Strefezza (Imago)
Quando c’è, gioca sempre. Tra acquisti e modifiche tattiche, nei diversi cambiamenti del reparto offensivo c’è un giocatore negli equilibri e schemi di Fabregas c’è sempre: Gabriel Strefezza. Indispensabile nella testa dell’allenatore spagnolo. Esterno d’attacco, interno di centrocampo, trequartista e fantasista: diversa posizione, solita e concreta resa. E forse è in questo che va ricercato il suo essere speciale e così fondamentale per e nella squadra. È passato ormai un anno dal suo arrivo a Como nello scorso mercato invernale. Una la missione: la Serie A. Pochi mesi per diventare protagonista e realizzatore di quel sogno. Pochi mesi per entrare nel cuore dei tifosi. Ma, forse, è diventato qualcosa di più. Qualcosa di altro. Con l’Udinese un gol e un assist decisivi per la vittoria. Un elemento essenziale per il funzionamento e la creazione di un’idea. L’idea è di Cesc Fabregas. Sul Lago dirige Gabriel Strefezza, l’equilibratore del Como.
Un viaggio… latino. Il cammino di Gabriel si divide tra i colori e i suoni del Sud America e dell’Italia. Culture simili fondate sulle note dell’amore e della passione. E di un pallone naturalmente. Già, partiamo da quel pallone. Strade brasiliane, un bambino e il nonno di origini italiane al suo fianco nell’inizio del suo percorso: “Da quando avevo otto anni, mio nonno mi accompagnava a tutte le partite e agli allenamenti perché i miei genitori lavoravano entrambe. Era sempre al mio fianco e mi ha sostenuto per tutta la mia carriera fino alla fine. Era sempre calmo e molto amichevole, mi considero proprio come lui”. Un esempio per la vita.

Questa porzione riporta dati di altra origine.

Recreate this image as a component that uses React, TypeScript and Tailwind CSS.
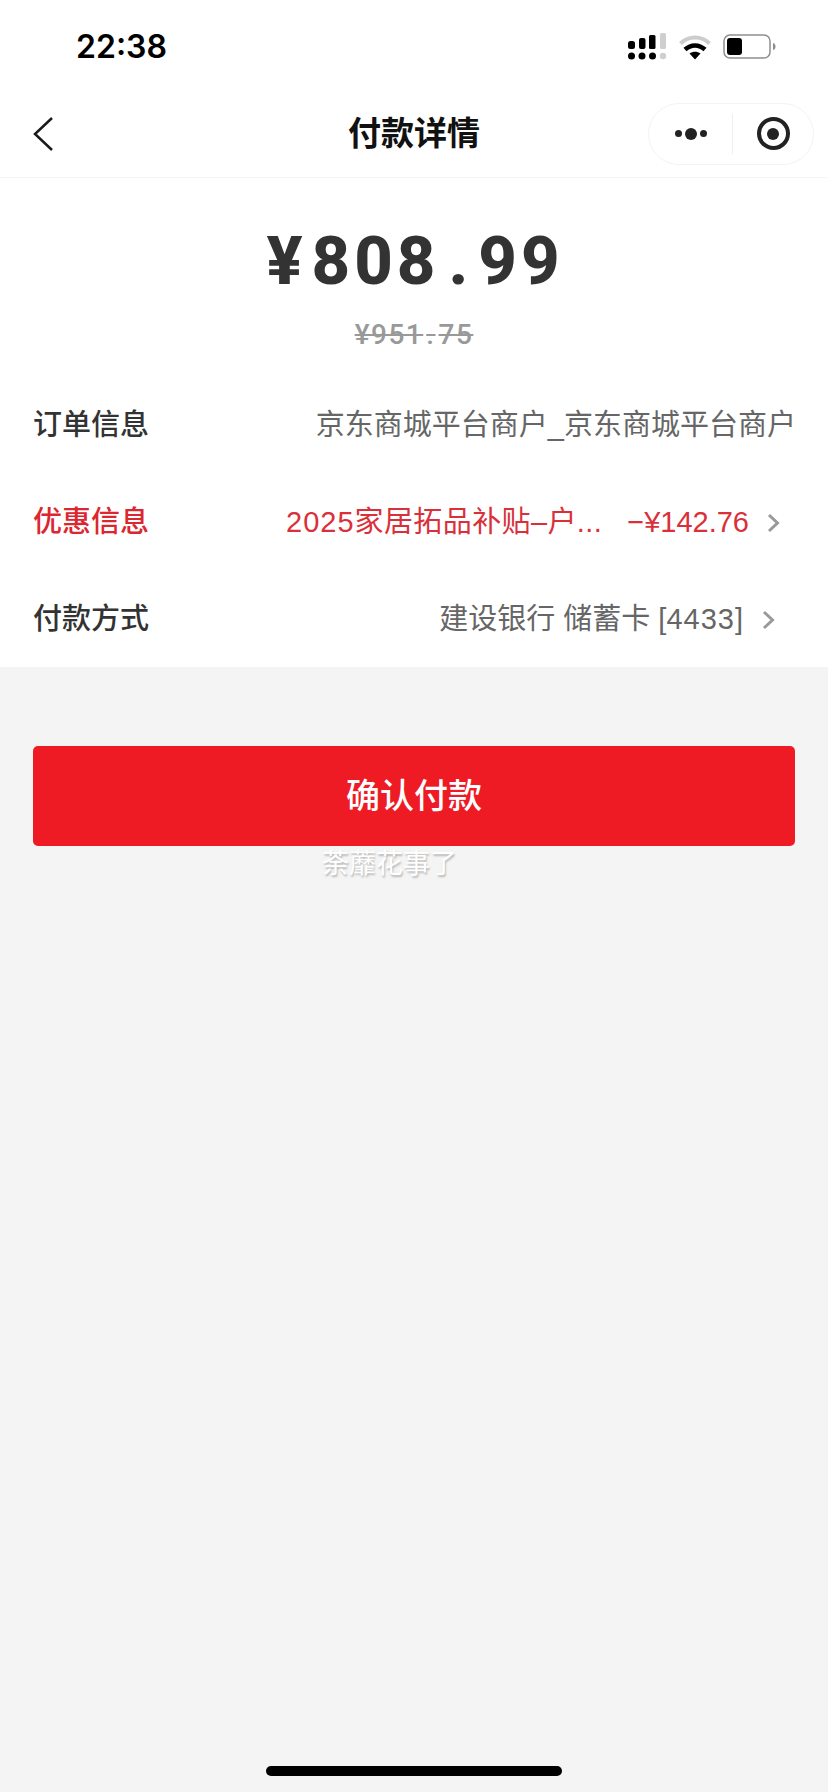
import React from 'react';

const Chevron: React.FC<{ className?: string }> = ({ className }) => (
  <svg viewBox="0 0 13 20" className={`h-[20px] w-[13px] ${className ?? ''}`} fill="none" stroke="#999999" strokeWidth="3">
    <path d="M2 2l8.500 8-8.500 8" />
  </svg>
);

const SignalIcon = () => (
  <svg viewBox="0 0 39 28" className="h-[28px] w-[39px]">
    <rect x="0" y="8" width="7" height="8" rx="2.500" fill="#000" />
    <rect x="11" y="5" width="6.500" height="11" rx="2" fill="#000" />
    <rect x="21" y="2" width="6.500" height="14" rx="1.500" fill="#000" />
    <rect x="32" y="0" width="6" height="16" rx="1.500" fill="#cfcfcf" />
    <circle cx="3.500" cy="23" r="3.500" fill="#000" />
    <circle cx="14" cy="23" r="3.500" fill="#000" />
    <circle cx="24.500" cy="23" r="3.500" fill="#000" />
    <circle cx="35" cy="23" r="3.200" fill="#cfcfcf" />
  </svg>
);

const WifiIcon = () => (
  <svg viewBox="0 0 32 26" className="h-[26px] w-[32px]" fill="none">
    <path d="M1.500 9.500C9.500 1.500 22.500 1.500 30.500 9.500" stroke="#cccccc" strokeWidth="4" />
    <path d="M6 15.500C12 10 20 10 26 15.500" stroke="#000" strokeWidth="4.500" />
    <path d="M10.500 19.500C14 17 18 17 21.500 19.500L16 25.500z" fill="#000" />
  </svg>
);

const BatteryIcon = () => (
  <svg viewBox="0 0 53 26" className="h-[26px] w-[53px]" fill="none">
    <rect x="1" y="1" width="46" height="23" rx="6" stroke="#8e8e8e" strokeWidth="1.500" />
    <rect x="4" y="4" width="15" height="17" rx="3" fill="#000" />
    <path d="M50 9c2 .5 2.500 2 2.500 3.500S52 15.500 50 16z" fill="#8e8e8e" />
  </svg>
);

interface InfoRowProps {
  label: string;
  red?: boolean;
  children: React.ReactNode;
}

const InfoRow: React.FC<InfoRowProps> = ({ label, red, children }) => (
  <div className="flex h-[97px] items-center justify-between pl-[33px] pt-[4px]">
    <span className={`text-[29px] font-medium ${red ? 'text-[#dc2630]' : 'text-[#333333]'}`}>{label}</span>
    {children}
  </div>
);

const App: React.FC = () => {
  return (
    <div className="flex h-[1792px] w-[828px] flex-col overflow-hidden bg-[#f4f4f4] font-['Liberation_Sans','Noto_Sans_CJK_SC',sans-serif]">
      <div className="bg-white">
        {/* status bar */}
        <div className="flex h-[90px] items-center justify-between pl-[76px] pr-[52px]">
          <span className="mt-[4px] font-['Inter'] text-[32px] font-semibold leading-none text-black">22:38</span>
          <div className="mt-[4px] flex items-center gap-[12px]">
            <SignalIcon />
            <WifiIcon />
            <BatteryIcon />
          </div>
        </div>

        {/* nav bar */}
        <div className="relative flex h-[88px] items-center justify-between border-b border-[#f6f6f6] pl-[32px] pr-[14px]">
          <svg viewBox="0 0 22 36" className="h-[36px] w-[22px]" fill="none" stroke="#1a1a1a" strokeWidth="2.500">
            <path d="M20 2L3 18l17 16" />
          </svg>
          <span className="absolute left-0 right-0 text-center text-[33px] font-semibold text-[#111111]">付款详情</span>
          <div className="relative flex h-[62px] w-[166px] items-center rounded-full border border-[#f3f3f3]">
            <div className="flex w-[83px] items-center justify-center gap-[3px]">
              <span className="h-[7px] w-[7px] rounded-full bg-[#222222]" />
              <span className="h-[12px] w-[12px] rounded-full bg-[#222222]" />
              <span className="h-[7px] w-[7px] rounded-full bg-[#222222]" />
            </div>
            <div className="h-[40px] w-px bg-[#eeeeee]" />
            <div className="flex flex-1 items-center justify-center">
              <div className="flex h-[33px] w-[33px] items-center justify-center rounded-full border-[4px] border-[#222222]">
                <span className="h-[12px] w-[12px] rounded-full bg-[#222222]" />
              </div>
            </div>
          </div>
        </div>

        {/* amount */}
        <div className="flex h-[197px] flex-col items-center font-['Roboto','Noto_Sans_CJK_SC',sans-serif]">
          <span className="ml-[2px] mt-[43px] text-[67px] font-extrabold leading-[80px] tracking-[4px] text-[#333333]">
            <span className="pr-[5px]">¥</span>808<span className="pl-[9px] pr-[6px]">.</span>99
          </span>
          <span className="mt-[16px] text-[28px] font-medium leading-[36px] tracking-[1.500px] text-[#999999] line-through">
            ¥951<span className="px-[3px]">.</span>75
          </span>
        </div>

        {/* rows */}
        <div className="pb-[1px]">
          <InfoRow label="订单信息">
            <span className="pr-[32px] text-[29px] text-[#666666]">京东商城平台商户_京东商城平台商户</span>
          </InfoRow>
          <InfoRow label="优惠信息" red>
            <div className="flex items-center pr-[48px] text-[29px] text-[#d9303a]">
              <span className="tracking-[0.4px]">
                <span className="tracking-[1px]">2025</span>家居拓品补贴–户...
              </span>
              <span className="ml-[25px]">−¥142.76</span>
              <Chevron className="ml-[18px]" />
            </div>
          </InfoRow>
          <InfoRow label="付款方式">
            <div className="flex items-center pr-[53px] text-[29px] text-[#666666]">
              <span>
                建设银行 储蓄卡 [<span className="tracking-[1px]">4433</span>]
              </span>
              <Chevron className="ml-[19px]" />
            </div>
          </InfoRow>
        </div>
      </div>

      {/* confirm button */}
      <div className="mx-[33px] mt-[79px] flex h-[100px] items-center justify-center rounded-[5px] bg-[#ee1a24] text-[34px] font-medium text-white">
        确认付款
      </div>
      <span className="ml-[322px] text-[27px] leading-[36px] text-white [text-shadow:1px_2px_2px_rgba(0,0,0,0.25)]">
        荼蘼花事了
      </span>

      {/* home indicator */}
      <div className="mb-[16px] mt-auto h-[10px] w-[296px] self-center rounded-full bg-black" />
    </div>
  );
};

export default App;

Un amore ricambiato, aiutando il nonno a realizzare il sogno di visitare l’Italia, il Paese dei suoi genitori: “Gli ho fatto mangiare la pizza italiana, una cosa che aveva sempre voluto fare. È stato bellissimo. Pochi mesi dopo è morto a causa di problemi cardiaci, ma sono davvero felice che abbiamo potuto condividere quei momenti e vivere il nostro personalissimo sogno.”
L’Italia è diventata casa. La seconda. La prima, il Brasile, la lascia appena diventato maggiorenne. Non facile. Da poco aveva avuto la prima figlia insieme alla sua futura moglie, conosciuta a 15 anni. Poi il volo direzione Italia: “Sono venuto da solo. Giocavo nella Primavera della Spal, non conoscevo la lingua, la cultura, nulla. Un’esperienza dura ma che mi ha fatto crescere tanto“. Da ragazzo a uomo, anno dopo anno. Partendo dalla famiglia. La moglie Larissa e le bimbe, Manuela e Madalena e il cane Sofi: “Quando mia moglie e la mia figlia maggiore sono arrivate in Italia dopo un paio d’anni che ero qui, è stato come se fossi diventato di nuovo completo”. La cucina, tra l’amore per la carbonara e i piatti brasiliani cucinati grazie ai consigli della mamma. E poi il legame con la chiesa evangelica, gli idoli Cristiano Ronaldo e Ronaldinho e il “suo” numero 7. A Lecce si è affermato, a Como la definitiva maturità calcistica: la concreta fantasia di Gabriel Strefezza.